Sterling College also launched a continuing education program in 2013, with a series of two- and four-week short courses. The first course offered was a two-week cheese-making intensive in partnership with the Cellars at Jasper Hill. Other courses in 2014 featured guest faculty such as Sandor Katz, Rowan Jacobsen, Ginger Strand, and Clare Walker Leslie.

As part of the teach-out process announced in 2025, students on track to graduate in May 2026 were to receive individual advising. Sterling said that summer internships for credit would be available through August 2026 if needed.

==Campus==
The primary campus was 130 acres in Craftsbury Common. It had 14 buildings, including a woodworking shop and a library. Outdoor teaching facilities included a managed woodlot, a challenge course, a 30 ft climbing tower, managed gardens, and a working livestock farm with two solar-powered barns.

Much of what had been grown and raised on campus had been used in the dining hall. In 2017, Vermont Farm to Plate reported that Sterling produced approximately 35% of its own food, with an overall 53% coming from within a 150-mile radius of the college.

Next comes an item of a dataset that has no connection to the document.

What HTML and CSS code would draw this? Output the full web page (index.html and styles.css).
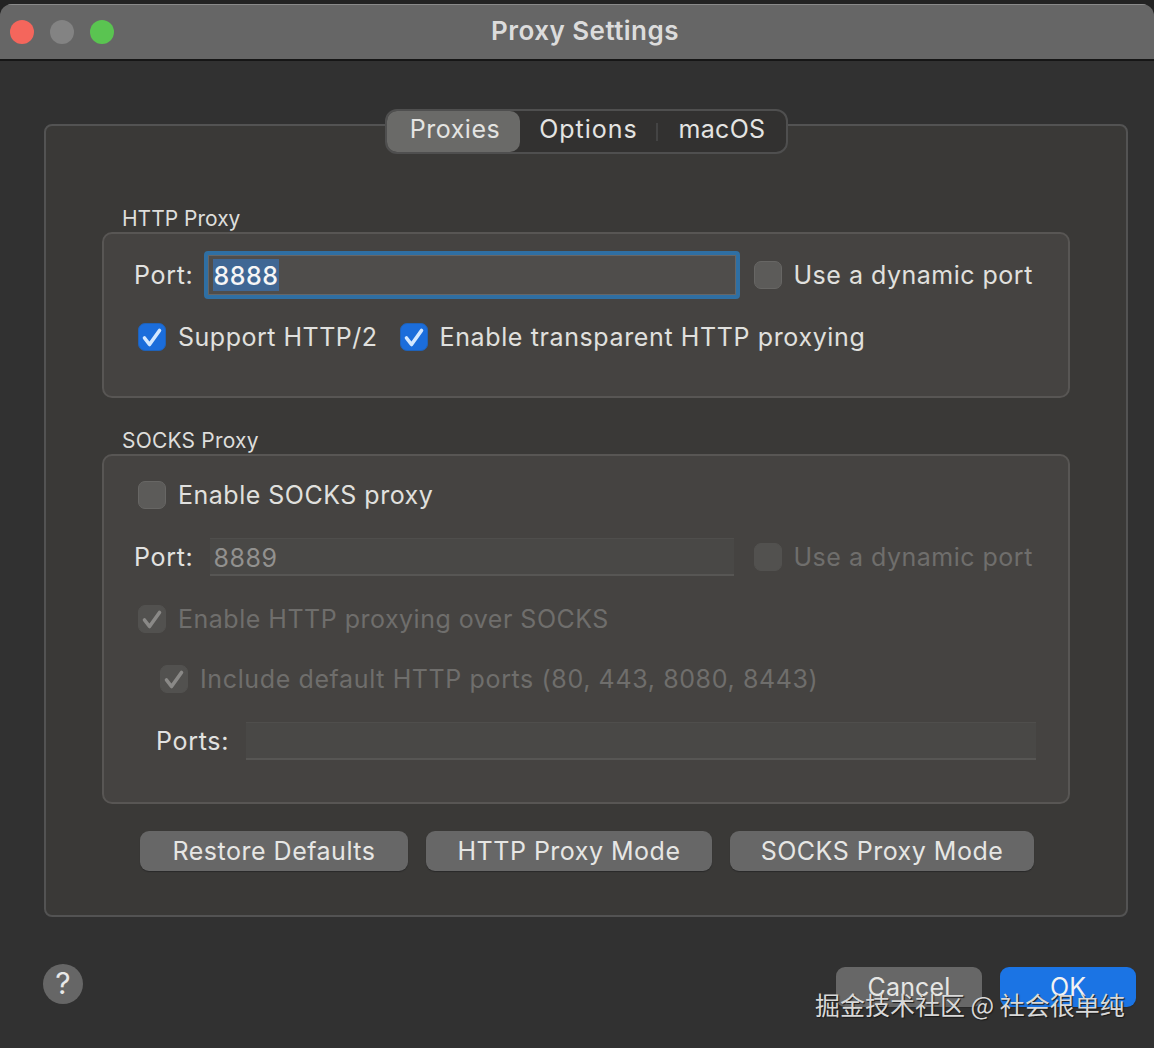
FILE: index.html
```html
<!DOCTYPE html>
<html lang="en">
<head>
<meta charset="utf-8">
<title>Proxy Settings</title>
<link rel="stylesheet" href="styles.css">
</head>
<body>
<div class="window">
  <header class="titlebar">
    <div class="lights">
      <span class="light red"></span>
      <span class="light grey"></span>
      <span class="light green"></span>
    </div>
    <h1 class="title">Proxy Settings</h1>
  </header>
  <main class="content">
    <section class="outer">
      <nav class="tabs">
        <span class="tab tab-active tab-proxies">Proxies</span>
        <span class="tab tab-options">Options</span>
        <span class="tab-sep"></span>
        <span class="tab tab-macos">macOS</span>
      </nav>

      <div class="group-label first-label">HTTP Proxy</div>
      <div class="group group-http">
        <div class="row row-port">
          <label class="label">Port:</label>
          <div class="field field-focus"><span class="selected">8888</span></div>
          <span class="check"></span>
          <span class="text">Use a dynamic port</span>
        </div>
        <div class="row row-checks">
          <span class="check on"><svg viewBox="0 0 28 28"><path d="M6.500 15l5 6.500L21.500 7.500" /></svg></span>
          <span class="text text-http2">Support HTTP/2</span>
          <span class="check on"><svg viewBox="0 0 28 28"><path d="M6.500 15l5 6.500L21.500 7.500" /></svg></span>
          <span class="text text-wide">Enable transparent HTTP proxying</span>
        </div>
      </div>

      <div class="group-label second-label">SOCKS Proxy</div>
      <div class="group group-socks">
        <div class="row row-enable">
          <span class="check"></span>
          <span class="text">Enable SOCKS proxy</span>
        </div>
        <div class="row row-port2">
          <label class="label">Port:</label>
          <div class="field field-off"><span class="dim-value">8889</span></div>
          <span class="check check-off"></span>
          <span class="text dim">Use a dynamic port</span>
        </div>
        <div class="row row-over">
          <span class="check check-off"><svg viewBox="0 0 28 28"><path d="M6.500 15l5 6.500L21.500 7.500" /></svg></span>
          <span class="text dim">Enable HTTP proxying over SOCKS</span>
        </div>
        <div class="row row-include">
          <span class="check check-off"><svg viewBox="0 0 28 28"><path d="M6.500 15l5 6.500L21.500 7.500" /></svg></span>
          <span class="text dim text-wide">Include default HTTP ports (80, 443, 8080, 8443)</span>
        </div>
        <div class="row row-ports">
          <label class="label">Ports:</label>
          <div class="field field-off field-ports"></div>
        </div>
      </div>

      <div class="mode-buttons">
        <button class="btn btn-restore">Restore Defaults</button>
        <button class="btn btn-http">HTTP Proxy Mode</button>
        <button class="btn btn-socks">SOCKS Proxy Mode</button>
      </div>
    </section>

    <footer class="footer">
      <span class="help">?</span>
      <div class="actions">
        <button class="btn btn-cancel">Cancel</button>
        <button class="btn btn-ok">OK</button>
      </div>
    </footer>
  </main>
</div>
<div class="watermark">掘金技术社区 @ 社会很单纯</div>
</body>
</html>
```
FILE: styles.css
```css
* { box-sizing: border-box; }
html, body { margin: 0; padding: 0; }
body {
  width: 1154px;
  height: 1048px;
  overflow: hidden;
  position: relative;
  background: #232323;
  font-family: "Inter", "Liberation Sans", sans-serif;
  color: #e2e2e0;
}
.window {
  margin-top: 4px;
  height: 1044px;
  background: #313131;
  border-radius: 12px 12px 0 0;
  display: flex;
  flex-direction: column;
  overflow: hidden;
}
.titlebar {
  height: 57px;
  flex: none;
  background: #666666;
  border-top: 1px solid #8a8a8a;
  border-bottom: 2px solid #161616;
  display: flex;
  align-items: center;
  justify-content: center;
  position: relative;
}
.lights {
  position: absolute;
  left: 10px;
  top: 15px;
  display: flex;
  gap: 16px;
}
.light { width: 24px; height: 24px; border-radius: 50%; }
.red { background: #f4665c; }
.grey { background: #838383; }
.green { background: #5ac451; }
.title {
  margin: 0 0 3px 16px;
  font-size: 26px;
  font-weight: 600;
  color: #dcdcdc;
  letter-spacing: .45px;
}
.content {
  flex: 1;
  padding: 63px 26px 0 44px;
  display: flex;
  flex-direction: column;
}
.outer {
  width: 1084px;
  height: 793px;
  background: #3a3937;
  border: 2px solid #535353;
  border-radius: 8px;
  display: flex;
  flex-direction: column;
  padding: 0 56px;
  flex: none;
}
.tabs {
  margin: -17px 0 0 283px;
  width: 403px;
  height: 45px;
  flex: none;
  display: flex;
  align-items: center;
  background: #323130;
  border: 2px solid #4f4f4f;
  border-radius: 12px;
  font-size: 25px;
  letter-spacing: .5px;
  position: relative;
}
.tab { display: block; text-align: center; color: #e4e4e2; height: 41px; line-height: 37px; }
.tab-active {
  background: #6a6a68;
  border-radius: 10px;
}
.tab-proxies { width: 133px; padding-left: 3px; }
.tab-options { width: 136px; letter-spacing: 1px; padding-left: 1px; }
.tab-sep { width: 2px; height: 18px; background: #444; flex: none; }
.tab-macos { width: 128px; letter-spacing: .3px; }
.group-label {
  font-size: 21px;
  line-height: 24px;
  margin-left: 20px;
  color: #dededc;
}
.first-label { margin-top: 53px; }
.second-label { margin-top: 31px; letter-spacing: .2px; }
.group {
  width: 968px;
  flex: none;
  background: #454341;
  border: 2px solid #585654;
  border-radius: 10px;
  margin-top: 1px;
  position: relative;
}
.group-http { height: 166px; padding: 15px 0 0 30px; }
.group-socks { height: 350px; padding: 25px 0 0 30px; }
.row { display: flex; align-items: center; font-size: 25px; letter-spacing: .5px; }
.label { color: #e2e2e0; letter-spacing: .7px; }
.text { color: #e0e0de; white-space: nowrap; }
.text-wide { letter-spacing: .62px; }
.dim { color: #6f6e6c; }
.row-port { height: 52px; }
.row-checks { height: 28px; margin: 22px 0 0 4px; }
.text-http2 { margin-right: 22px; }
.row-enable { height: 28px; margin-left: 4px; }
.row-port2 { margin-top: 28px; height: 40px; }
.row-over { height: 28px; margin: 28px 0 0 4px; }
.row-include { height: 28px; margin: 32px 0 0 26px; }
.row-ports { height: 40px; margin: 28px 0 0 22px; }
.check {
  width: 28px;
  height: 28px;
  flex: none;
  border-radius: 7px;
  background: #5c5b59;
  border: 1px solid #676664;
  margin-right: 12px;
  display: block;
}
.check svg { display: block; width: 28px; height: 28px; margin: -1px; overflow: visible; }
.check path { fill: none; stroke-width: 3.6; stroke-linecap: round; stroke-linejoin: round; }
.check.on { background: #1b6ddb; border-color: #1f62b8; }
.check.on path { stroke: #d4e8ff; }
.check-off { background: #52514f; border-color: #52514f; }
.check-off path { stroke: #8a8987; }
.field {
  flex: none;
}
.field-focus {
  width: 536px;
  height: 48px;
  margin-left: 10px;
  margin-right: 14px;
  border: 4px solid #2f6fa3;
  border-radius: 4px;
  background: #4f4d4b;
  outline: 1px solid #666;
  outline-offset: -5px;
  padding: 4px 0 0 5px;
}
.selected {
  display: block;
  width: 66px;
  background: #3f6794;
  color: #f6f6f6;
  font-size: 25px;
  line-height: 34px;
  height: 32px;
  padding-left: 1px;
  font-weight: 500;
}
.field-off {
  width: 524px;
  height: 38px;
  margin-left: 16px;
  margin-right: 20px;
  background: #494846;
  border-top: 1px solid #4f4e4c;
  border-bottom: 2px solid #575654;
  padding-left: 4px;
  line-height: 39px;
}
.dim-value { color: #92918f; }
.field-ports { width: 790px; margin-left: 17px; }
.mode-buttons {
  display: flex;
  gap: 18px;
  margin: 27px 0 0 38px;
}
.btn {
  height: 40px;
  border: none;
  border-radius: 9px;
  background: #676767;
  color: #e6e6e4;
  font-family: inherit;
  font-size: 25px;
  padding: 0;
  letter-spacing: .5px;
  box-shadow: 0 1px 1px #2a2a2a;
}
.btn-restore { width: 268px; }
.btn-http { width: 286px; }
.btn-socks { width: 304px; }
.footer {
  display: flex;
  align-items: flex-start;
  justify-content: space-between;
  margin-top: 47px;
  width: 1092px;
}
.help {
  width: 40px;
  height: 40px;
  border-radius: 50%;
  background: #666;
  color: #e8e8e8;
  font-size: 30px;
  text-align: center;
  line-height: 38px;
  margin-left: -1px;
}
.actions { display: flex; gap: 18px; margin-top: 3px; }
.btn-cancel { width: 146px; height: 40px; letter-spacing: .15px; }
.btn-ok { width: 136px; height: 40px; background: #1b74e4; color: #f2f2f2; letter-spacing: .15px; }
.watermark {
  position: absolute;
  left: 815px;
  top: 987px;
  font-family: "Noto Sans CJK SC", sans-serif;
  font-size: 25px;
  line-height: 34px;
  white-space: nowrap;
  color: #d9d9d9;
  text-shadow: 1px 1px 1px #1a1a1a;
}
```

As part of Sterling’s 2025–2026 transition, the future of the Craftsbury campus and other college assets came under review. In April 2026, The Hardwick Gazette reported that Headwaters Community Trust and Sterling were discussing a possible acquisition of the campus, while Sterling’s president said exploration of a potential sale was ongoing. Sterling’s Board of Trustees said later that month that discussions with Headwaters were focused on a possible sale of the Craftsbury campus, while the Bear Swamp property in Wolcott would be handled separately.